The defendants brought an application for production of documents not in the possession of a party under the Supreme Court Civil Rules, B.C. Reg. 168/2009. The application judge allowed the application, and ordered the packets be unsealed and redacted copies of the affidavits be provided to the defendants. The Director filed an appeal with the British Columbia Court of Appeal and an application for leave to appeal to the Supreme Court of Canada (subsequently discontinued October 30, 2014: see SCC File 35134).
The threshold issue in the appeal was whether the Court had jurisdiction. Writing for the majority, Justice Frankel held that the Court lacked jurisdiction to hear the appeal because “regardless of the purpose behind an application to open a wiretap packet, such an application is criminal in nature and rights of appeal are a matter for Parliament”: para. 45. Justice Frankel adopted Justice La Forest’s reasoning in Kourtessis v. Canada (Minister of National Revenue),  2 S.C.R. 53, and held as follows:
 In Kourtessis, La Forest J. (for the majority), held as follows with respect to the jurisdictional issues raised in that case:
- the application for declaratory relief was civil in nature and could be appealed to a court of appeal;
- the application to quash the warrant and for return of the seized items was a matter within the legislative jurisdiction of Parliament under its criminal law and taxing powers and, as Parliament had not provided a right of appeal to a court of appeal, none was available.
In partially dissenting reasons, Mr. Justice Sopinka opined that the aspect of the order dealing with quashing the warrant and returning the seized items could be appealed to a court of appeal together with the declaratory aspect of that order, as the quashing and return had been sought as ancillary relief to the declaration, declaratory relief being civil in nature.
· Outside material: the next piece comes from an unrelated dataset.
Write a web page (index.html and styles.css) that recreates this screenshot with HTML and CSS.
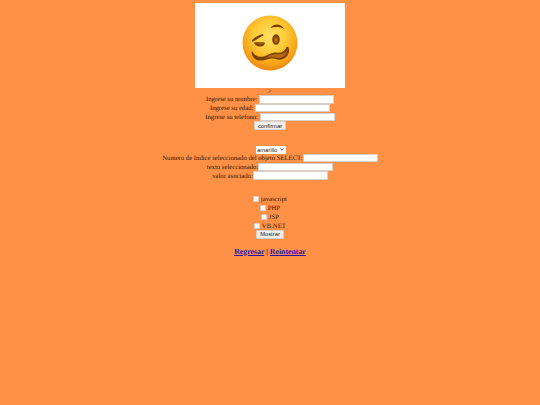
FILE: index.html
```html
<!DOCTYPE html>
<html lang="es">
<head>
<meta charset="utf-8">
<title>Formulario</title>
<link rel="stylesheet" href="styles.css">
</head>
<body>
<main class="page">
  <div class="picture">
    <svg class="emoji" viewBox="0 0 112 112" role="img" aria-label="woozy face">
      <defs>
        <radialGradient id="skin" cx="50%" cy="38%" r="60%">
          <stop offset="0" stop-color="#ffe066"/>
          <stop offset="0.5" stop-color="#fdc935"/>
          <stop offset="0.82" stop-color="#f9a51a"/>
          <stop offset="1" stop-color="#ef8c12"/>
        </radialGradient>
        <filter id="soft"><feGaussianBlur stdDeviation="0.6"/></filter>
      </defs>
      <circle cx="56" cy="56" r="55" fill="url(#skin)" filter="url(#soft)"/>
      <g filter="url(#soft)" fill="#7a4006">
        <path d="M57 26 C61 18 76 15 85 28 C76 23 66 23 57 26Z"/>
        <path d="M20 50 C26 44 34 40 42 38 L43 41 C36 44 30 49 22 53 C20 53 19 52 20 50Z"/>
        <path d="M24 55 C31 54 39 54 46 55 C46 60 41 64 34 63 C29 62 25 59 24 55Z"/>
        <ellipse cx="68" cy="49" rx="7.5" ry="10.5"/>
        <path d="M22 74 C25 82 33 85 43 83 C52 81 59 74 68 75 C76 76 84 76 89 64 C92 62 95 67 94 74 C91 85 81 91 71 89 C64 87 58 86 50 89 C41 92 31 92 26 88 C21 84 19 78 19 75 C19 73 21 72 22 74Z"/>
      </g>
      <g filter="url(#soft)" fill="#b9690c">
        <path d="M29 56 C33 55 38 55 43 56 C40 59 33 59 29 56Z"/>
        <ellipse cx="68" cy="50" rx="3.5" ry="6"/>
        <path d="M42 87 C52 84 60 77 68 78 C77 80 85 78 91 70 C90 79 82 87 72 86 C62 84 54 83 42 87Z"/>
      </g>
    </svg>
  </div>
  <div class="row mark">&gt;</div>
  <form>
    <div class="row spaced"><label for="nombre">Ingrese su nombre:</label><input class="field" id="nombre" type="text"></div>
    <div class="row spaced"><label for="edad">Ingrese su edad:</label><input class="field" id="edad" type="text"></div>
    <div class="row spaced"><label for="telefono">Ingrese su telefono:</label><input class="field" id="telefono" type="text"></div>
    <div class="row"><input class="btn" type="button" value="confirmar"></div>
  </form>
  <form class="section">
    <div class="row"><select class="choice"><option>amarillo</option></select></div>
    <div class="row"><label for="indice">Numero de Indice seleccionado del objeto SELECT:</label><input class="field" id="indice" type="text"></div>
    <div class="row"><label for="texto">texto seleccionado:</label><input class="field" id="texto" type="text"></div>
    <div class="row"><label for="valor">valor asociado:</label><input class="field" id="valor" type="text"></div>
  </form>
  <form class="section">
    <div class="row spaced"><input class="check" id="js" type="checkbox"><label for="js">javascript</label></div>
    <div class="row spaced"><input class="check" id="php" type="checkbox"><label for="php">PHP</label></div>
    <div class="row spaced"><input class="check" id="jsp" type="checkbox"><label for="jsp">JSP</label></div>
    <div class="row spaced"><input class="check" id="vb" type="checkbox"><label for="vb">VB.NET</label></div>
    <div class="row"><input class="btn" type="button" value="Mostrar"></div>
  </form>
  <p class="links"><a href="#">Regresar</a> | <a href="#">Reintentar</a></p>
</main>
</body>
</html>
```
FILE: styles.css
```css
html {
  background: #ff9147;
}
body {
  margin: 3px 4px 4px;
  font-family: "Liberation Serif", "Times New Roman", serif;
  font-size: 6.7px;
  text-rendering: geometricPrecision;
  color: #2e1606;
}
.page {
  text-align: center;
}
.picture {
  display: flex;
  align-items: center;
  justify-content: center;
  width: 150px;
  height: 85px;
  margin: 0 auto;
  background: #fff;
}
.emoji {
  display: block;
  width: 56px;
  height: 56px;
  margin-bottom: 6px;
}
.row {
  display: flex;
  align-items: center;
  justify-content: center;
  height: 8.75px;
  white-space: nowrap;
}
.row label {
  padding-top: 1px;
}
.spaced {
  gap: 1.7px;
}
.mark {
  height: 7px;
}
.field {
  box-sizing: border-box;
  width: 75px;
  height: 8.5px;
  margin: 0;
  padding: 0;
  background: #fff;
  border: 1px solid #d8cfc8;
}
.btn {
  box-sizing: border-box;
  height: 8.5px;
  margin: 0;
  padding: 0 3px;
  font: 5.8px "Liberation Sans", Arial, sans-serif;
  color: #222;
  background: #f0efee;
  border: 1px solid #d8cfc8;
  border-radius: 1px;
}
.choice {
  appearance: none;
  box-sizing: border-box;
  width: 30px;
  height: 8px;
  margin: 1px 0 0 1px;
  padding: 0 0 0 1.5px;
  font: 5.8px "Liberation Sans", Arial, sans-serif;
  color: #222;
  background: #fff url("data:image/svg+xml,%3Csvg xmlns='http://www.w3.org/2000/svg' viewBox='0 0 6 4'%3E%3Cpath d='M.5.5 3 3 5.500.5' fill='none' stroke='%23222' stroke-width='1.200'/%3E%3C/svg%3E") no-repeat right 1.5px center / 4px 3px;
  border: none;
  border-radius: 1px;
}
.check {
  appearance: none;
  box-sizing: border-box;
  width: 6px;
  height: 6px;
  margin: 0;
  background: #fff;
  border: 0.5px solid #d8cfc8;
  border-radius: 1px;
}
.section {
  margin-top: 15px;
}
.links {
  margin: 8px 0;
  font-size: 7.8px;
  font-weight: bold;
}
.links a {
  color: #2a10b0;
}
```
 At the outset of his reasons, La Forest J. noted (at 69) that “[a]ppeals are solely creatures of statute” and that “[t]here is no inherent jurisdiction in any appeal court.” In explaining why a provincial statute could not confer a right of appeal from an order refusing to set aside an Income Tax Act search warrant, he said this (at 77):
I do not doubt that Parliament can, if it wishes, adopt provincial procedures for that purpose, and, such an adoption will be assumed, where it is necessary to give effect to a right, for example, when it confers a civil right without providing a forum or procedure for its enforcement. But when it selects a specific and integrated procedure, as it has done here, then there is no room for the operation of provincial law in relation to that procedure. [Emphasis added by Frankel J.A.]
 In enacting what is today Part VI of the Criminal Code, Parliament put in place a comprehensive and integrated regime with respect to the interception of private communications. That regime includes provisions dealing with management of the documents filed in support of an application for an authorization. It requires those documents to be sealed in a packet and kept in a place to which the public does not have access. It also provides for the opening of a packet and confers jurisdiction on certain judges to do so. As the authorization process is criminal in nature and within the exclusive jurisdiction of Parliament, I cannot accept that an order granting or refusing an application to open a packet will sometimes be criminal and sometimes be civil.
 Contrary to the position advanced by the Director, the respondents’ application was not brought “in the civil action”. That would be so even if they had initiated the process by filing and serving a written application to open the packets bearing the style of cause and court file number of the civil action. To accept the Director’s argument would be to elevate form over substance. An application to open a packet is an application brought in the authorization proceeding itself. While such an application may be brought for a purpose relating to a civil action and before a judge who is otherwise involved in that action, it is not a step in that action. To put it colloquially, when Davies J. was dealing with the application to open the packets he was wearing a criminal hat, not a civil one.
 To accept the Director’s position would result in the “mish-mash” about which La Forest J. expressed concern in Kourtessis. …
 I appreciate Doherty J.A.’s later comments [in Canadian Broadcasting Corporation v. Ontario, 2011 ONCA 624] with regard to there being a “functional benefit” to categorizing an order as civil, as doing so permits a dispute to proceed in an orderly fashion through all levels of the judicial hierarchy: paras. 34-35. However when, as here, the order sought to be appealed is criminal in nature, those benefits are for Parliament to consider.
Although the appeal was discontinued, the Supreme Court of Canada’s decision to grant leave to appeal suggests we have yet to hear the final word on this issue.